WHAT IS ASKED: Collect every line below that contains the word "with".

TASK INPUTS:
____________

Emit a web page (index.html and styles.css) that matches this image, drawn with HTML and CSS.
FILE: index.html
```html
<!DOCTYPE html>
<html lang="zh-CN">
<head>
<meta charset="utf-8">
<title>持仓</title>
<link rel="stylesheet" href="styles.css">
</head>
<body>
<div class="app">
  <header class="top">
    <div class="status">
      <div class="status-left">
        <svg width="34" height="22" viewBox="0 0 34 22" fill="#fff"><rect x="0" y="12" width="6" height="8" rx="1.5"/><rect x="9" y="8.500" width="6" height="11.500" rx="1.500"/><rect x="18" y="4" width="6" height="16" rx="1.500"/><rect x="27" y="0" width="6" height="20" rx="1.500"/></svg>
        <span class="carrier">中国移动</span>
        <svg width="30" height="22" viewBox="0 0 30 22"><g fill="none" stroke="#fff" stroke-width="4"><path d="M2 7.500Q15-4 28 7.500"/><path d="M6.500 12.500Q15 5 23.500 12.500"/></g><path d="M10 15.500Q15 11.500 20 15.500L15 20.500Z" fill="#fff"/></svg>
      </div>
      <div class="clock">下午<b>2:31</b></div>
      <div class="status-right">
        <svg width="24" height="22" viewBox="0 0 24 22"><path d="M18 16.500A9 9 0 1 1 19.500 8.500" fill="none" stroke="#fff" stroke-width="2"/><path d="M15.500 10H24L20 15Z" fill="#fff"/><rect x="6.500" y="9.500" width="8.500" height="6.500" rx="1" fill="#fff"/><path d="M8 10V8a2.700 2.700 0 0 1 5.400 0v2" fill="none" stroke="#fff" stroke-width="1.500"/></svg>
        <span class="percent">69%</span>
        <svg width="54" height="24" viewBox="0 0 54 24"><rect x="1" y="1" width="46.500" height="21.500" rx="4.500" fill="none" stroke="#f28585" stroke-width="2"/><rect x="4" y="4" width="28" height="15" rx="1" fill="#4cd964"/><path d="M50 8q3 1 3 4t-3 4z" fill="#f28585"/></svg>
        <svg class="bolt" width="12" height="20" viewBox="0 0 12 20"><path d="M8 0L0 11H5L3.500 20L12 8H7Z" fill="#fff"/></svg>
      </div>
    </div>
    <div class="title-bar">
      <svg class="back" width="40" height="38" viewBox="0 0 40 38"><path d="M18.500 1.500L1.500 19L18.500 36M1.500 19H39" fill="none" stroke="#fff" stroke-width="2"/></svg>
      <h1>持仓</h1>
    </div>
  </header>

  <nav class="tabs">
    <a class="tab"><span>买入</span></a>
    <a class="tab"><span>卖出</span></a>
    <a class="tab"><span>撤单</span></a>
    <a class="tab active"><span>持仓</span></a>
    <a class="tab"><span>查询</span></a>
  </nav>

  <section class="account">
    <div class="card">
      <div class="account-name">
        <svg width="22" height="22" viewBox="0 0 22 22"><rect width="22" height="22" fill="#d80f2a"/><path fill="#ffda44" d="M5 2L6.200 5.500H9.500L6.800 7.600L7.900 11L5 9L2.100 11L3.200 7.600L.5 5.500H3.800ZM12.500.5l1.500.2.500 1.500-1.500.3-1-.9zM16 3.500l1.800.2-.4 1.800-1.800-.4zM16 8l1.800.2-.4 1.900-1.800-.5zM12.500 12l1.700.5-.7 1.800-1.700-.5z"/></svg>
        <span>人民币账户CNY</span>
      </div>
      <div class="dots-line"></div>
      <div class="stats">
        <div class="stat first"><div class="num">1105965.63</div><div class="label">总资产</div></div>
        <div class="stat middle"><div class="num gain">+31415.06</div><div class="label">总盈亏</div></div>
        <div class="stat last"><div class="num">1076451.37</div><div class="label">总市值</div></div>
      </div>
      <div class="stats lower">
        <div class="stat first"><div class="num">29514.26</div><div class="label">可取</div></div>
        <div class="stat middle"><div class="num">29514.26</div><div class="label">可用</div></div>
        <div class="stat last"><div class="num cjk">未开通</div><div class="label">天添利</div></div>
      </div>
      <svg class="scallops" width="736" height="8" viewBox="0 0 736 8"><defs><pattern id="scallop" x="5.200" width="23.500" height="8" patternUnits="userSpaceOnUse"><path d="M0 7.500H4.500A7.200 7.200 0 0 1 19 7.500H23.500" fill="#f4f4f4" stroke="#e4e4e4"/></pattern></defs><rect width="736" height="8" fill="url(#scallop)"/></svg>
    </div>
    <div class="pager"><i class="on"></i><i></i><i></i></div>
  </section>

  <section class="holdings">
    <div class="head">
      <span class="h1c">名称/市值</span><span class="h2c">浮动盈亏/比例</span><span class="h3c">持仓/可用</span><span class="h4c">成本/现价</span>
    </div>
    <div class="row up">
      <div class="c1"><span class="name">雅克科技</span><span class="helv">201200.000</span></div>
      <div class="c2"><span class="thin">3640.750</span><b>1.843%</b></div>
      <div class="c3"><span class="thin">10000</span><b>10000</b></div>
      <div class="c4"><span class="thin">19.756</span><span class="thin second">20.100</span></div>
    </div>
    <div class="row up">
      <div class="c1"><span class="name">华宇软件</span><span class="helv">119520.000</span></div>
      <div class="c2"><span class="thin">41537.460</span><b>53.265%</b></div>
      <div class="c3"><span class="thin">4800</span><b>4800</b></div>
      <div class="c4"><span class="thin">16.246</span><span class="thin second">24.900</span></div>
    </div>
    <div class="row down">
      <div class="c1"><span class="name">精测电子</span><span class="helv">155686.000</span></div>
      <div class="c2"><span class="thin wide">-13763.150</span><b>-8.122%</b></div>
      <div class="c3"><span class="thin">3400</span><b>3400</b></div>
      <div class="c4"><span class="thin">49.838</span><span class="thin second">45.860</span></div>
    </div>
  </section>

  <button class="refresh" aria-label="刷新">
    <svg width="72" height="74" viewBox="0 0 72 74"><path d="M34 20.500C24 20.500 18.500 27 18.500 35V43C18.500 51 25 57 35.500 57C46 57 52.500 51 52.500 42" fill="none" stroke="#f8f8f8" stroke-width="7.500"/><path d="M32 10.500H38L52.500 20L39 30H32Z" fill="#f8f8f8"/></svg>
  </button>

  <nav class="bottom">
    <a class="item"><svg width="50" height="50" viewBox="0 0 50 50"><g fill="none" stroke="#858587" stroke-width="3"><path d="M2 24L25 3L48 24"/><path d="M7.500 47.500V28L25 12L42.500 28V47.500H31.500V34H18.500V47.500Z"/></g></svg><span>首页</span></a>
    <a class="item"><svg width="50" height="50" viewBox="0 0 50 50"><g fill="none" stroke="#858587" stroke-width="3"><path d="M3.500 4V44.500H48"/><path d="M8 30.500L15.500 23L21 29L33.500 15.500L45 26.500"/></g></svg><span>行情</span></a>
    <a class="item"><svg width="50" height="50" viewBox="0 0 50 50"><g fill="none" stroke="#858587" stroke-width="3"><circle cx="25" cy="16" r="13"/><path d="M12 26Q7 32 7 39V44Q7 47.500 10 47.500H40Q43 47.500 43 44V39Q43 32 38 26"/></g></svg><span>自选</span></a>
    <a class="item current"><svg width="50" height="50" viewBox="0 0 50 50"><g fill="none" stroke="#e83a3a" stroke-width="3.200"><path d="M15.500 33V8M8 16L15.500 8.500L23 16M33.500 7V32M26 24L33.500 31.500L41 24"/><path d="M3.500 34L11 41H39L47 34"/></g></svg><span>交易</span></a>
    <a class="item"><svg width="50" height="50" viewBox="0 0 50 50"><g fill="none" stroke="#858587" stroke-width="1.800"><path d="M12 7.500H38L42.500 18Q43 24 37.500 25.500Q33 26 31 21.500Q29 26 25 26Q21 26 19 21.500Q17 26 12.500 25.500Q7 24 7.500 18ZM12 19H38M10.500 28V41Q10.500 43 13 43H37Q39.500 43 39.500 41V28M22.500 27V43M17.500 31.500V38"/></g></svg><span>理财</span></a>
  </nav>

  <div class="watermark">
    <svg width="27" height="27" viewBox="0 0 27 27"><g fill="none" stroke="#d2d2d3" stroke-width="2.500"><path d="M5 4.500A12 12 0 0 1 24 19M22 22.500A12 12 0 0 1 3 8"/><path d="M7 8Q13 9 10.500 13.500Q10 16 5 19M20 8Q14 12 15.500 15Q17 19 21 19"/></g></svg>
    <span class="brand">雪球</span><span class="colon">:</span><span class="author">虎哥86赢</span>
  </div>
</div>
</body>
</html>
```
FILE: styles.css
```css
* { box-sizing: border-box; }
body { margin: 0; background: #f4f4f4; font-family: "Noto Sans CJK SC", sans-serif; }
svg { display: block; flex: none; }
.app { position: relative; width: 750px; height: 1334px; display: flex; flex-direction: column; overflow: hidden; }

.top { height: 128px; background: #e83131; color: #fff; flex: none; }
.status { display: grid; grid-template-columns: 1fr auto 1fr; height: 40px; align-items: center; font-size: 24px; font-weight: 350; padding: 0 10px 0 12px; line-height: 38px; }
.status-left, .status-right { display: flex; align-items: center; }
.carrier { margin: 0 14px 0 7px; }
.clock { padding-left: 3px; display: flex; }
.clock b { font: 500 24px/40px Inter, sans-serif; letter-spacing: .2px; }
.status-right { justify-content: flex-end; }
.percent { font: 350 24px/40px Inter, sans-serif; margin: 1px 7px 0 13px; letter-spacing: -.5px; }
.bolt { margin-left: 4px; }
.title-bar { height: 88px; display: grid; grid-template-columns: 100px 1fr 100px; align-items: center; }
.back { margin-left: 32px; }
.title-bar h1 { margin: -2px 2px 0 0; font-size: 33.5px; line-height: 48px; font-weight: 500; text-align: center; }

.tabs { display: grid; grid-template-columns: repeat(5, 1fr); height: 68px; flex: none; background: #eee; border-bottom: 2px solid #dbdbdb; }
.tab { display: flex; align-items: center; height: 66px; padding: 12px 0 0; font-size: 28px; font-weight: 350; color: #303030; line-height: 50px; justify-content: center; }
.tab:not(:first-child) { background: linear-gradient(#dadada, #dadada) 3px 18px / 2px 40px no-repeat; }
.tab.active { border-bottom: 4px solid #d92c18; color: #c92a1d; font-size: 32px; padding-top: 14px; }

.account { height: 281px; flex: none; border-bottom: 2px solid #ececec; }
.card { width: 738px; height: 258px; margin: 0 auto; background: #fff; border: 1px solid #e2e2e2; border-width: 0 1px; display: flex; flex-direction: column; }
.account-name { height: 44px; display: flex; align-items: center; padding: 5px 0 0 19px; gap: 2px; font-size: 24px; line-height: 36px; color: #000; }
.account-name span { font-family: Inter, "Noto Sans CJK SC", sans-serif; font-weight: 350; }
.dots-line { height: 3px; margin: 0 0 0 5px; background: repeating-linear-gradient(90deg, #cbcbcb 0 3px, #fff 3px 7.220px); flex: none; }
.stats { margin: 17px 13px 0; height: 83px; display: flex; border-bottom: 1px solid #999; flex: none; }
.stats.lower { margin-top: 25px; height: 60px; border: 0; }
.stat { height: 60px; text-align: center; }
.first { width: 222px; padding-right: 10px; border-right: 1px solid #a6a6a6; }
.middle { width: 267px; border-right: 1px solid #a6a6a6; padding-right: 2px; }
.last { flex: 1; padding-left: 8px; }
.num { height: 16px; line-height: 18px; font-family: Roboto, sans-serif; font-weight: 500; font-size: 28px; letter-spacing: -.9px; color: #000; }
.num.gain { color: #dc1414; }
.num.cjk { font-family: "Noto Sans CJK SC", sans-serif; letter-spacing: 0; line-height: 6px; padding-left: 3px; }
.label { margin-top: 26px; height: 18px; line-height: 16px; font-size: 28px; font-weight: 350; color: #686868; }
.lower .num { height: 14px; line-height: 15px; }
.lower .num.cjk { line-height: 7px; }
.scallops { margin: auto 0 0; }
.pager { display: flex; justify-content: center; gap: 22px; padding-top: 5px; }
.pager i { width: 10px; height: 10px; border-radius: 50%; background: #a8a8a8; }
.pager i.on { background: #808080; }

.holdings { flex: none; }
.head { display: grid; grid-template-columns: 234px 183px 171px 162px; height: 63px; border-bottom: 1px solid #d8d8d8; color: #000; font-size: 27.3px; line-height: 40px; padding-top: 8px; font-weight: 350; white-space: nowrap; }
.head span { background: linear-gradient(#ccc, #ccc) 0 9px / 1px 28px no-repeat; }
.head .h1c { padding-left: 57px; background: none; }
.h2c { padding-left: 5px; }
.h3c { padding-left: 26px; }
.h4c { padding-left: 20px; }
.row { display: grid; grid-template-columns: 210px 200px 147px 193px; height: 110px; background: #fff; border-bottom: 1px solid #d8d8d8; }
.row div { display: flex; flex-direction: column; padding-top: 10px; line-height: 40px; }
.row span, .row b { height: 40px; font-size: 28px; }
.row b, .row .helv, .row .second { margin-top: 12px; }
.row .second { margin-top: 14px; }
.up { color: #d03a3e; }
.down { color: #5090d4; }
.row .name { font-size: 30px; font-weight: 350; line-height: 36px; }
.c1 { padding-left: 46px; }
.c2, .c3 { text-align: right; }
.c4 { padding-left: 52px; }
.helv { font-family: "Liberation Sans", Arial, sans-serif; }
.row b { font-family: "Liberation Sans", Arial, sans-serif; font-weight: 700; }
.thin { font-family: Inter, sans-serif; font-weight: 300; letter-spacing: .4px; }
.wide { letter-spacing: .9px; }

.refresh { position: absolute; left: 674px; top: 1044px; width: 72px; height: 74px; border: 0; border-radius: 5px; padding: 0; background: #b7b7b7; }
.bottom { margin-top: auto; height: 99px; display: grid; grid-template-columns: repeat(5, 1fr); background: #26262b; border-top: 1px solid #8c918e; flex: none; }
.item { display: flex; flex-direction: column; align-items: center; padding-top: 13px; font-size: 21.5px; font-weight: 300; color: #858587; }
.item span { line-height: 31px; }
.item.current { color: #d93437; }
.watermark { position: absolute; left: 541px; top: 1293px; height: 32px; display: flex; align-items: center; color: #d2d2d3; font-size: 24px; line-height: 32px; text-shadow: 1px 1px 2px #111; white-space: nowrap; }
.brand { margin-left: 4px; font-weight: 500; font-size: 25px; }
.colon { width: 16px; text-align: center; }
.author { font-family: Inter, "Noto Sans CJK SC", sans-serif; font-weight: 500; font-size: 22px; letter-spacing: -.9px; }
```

____________

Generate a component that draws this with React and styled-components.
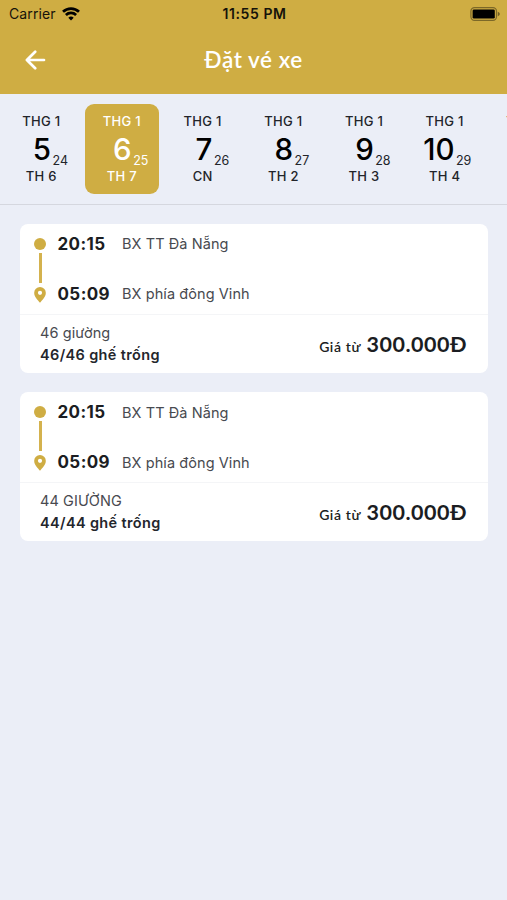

____________

RESPONSE TO THIS TASK:
Emit a web page (index.html and styles.css) that matches this image, drawn with HTML and CSS.
Generate a component that draws this with React and styled-components.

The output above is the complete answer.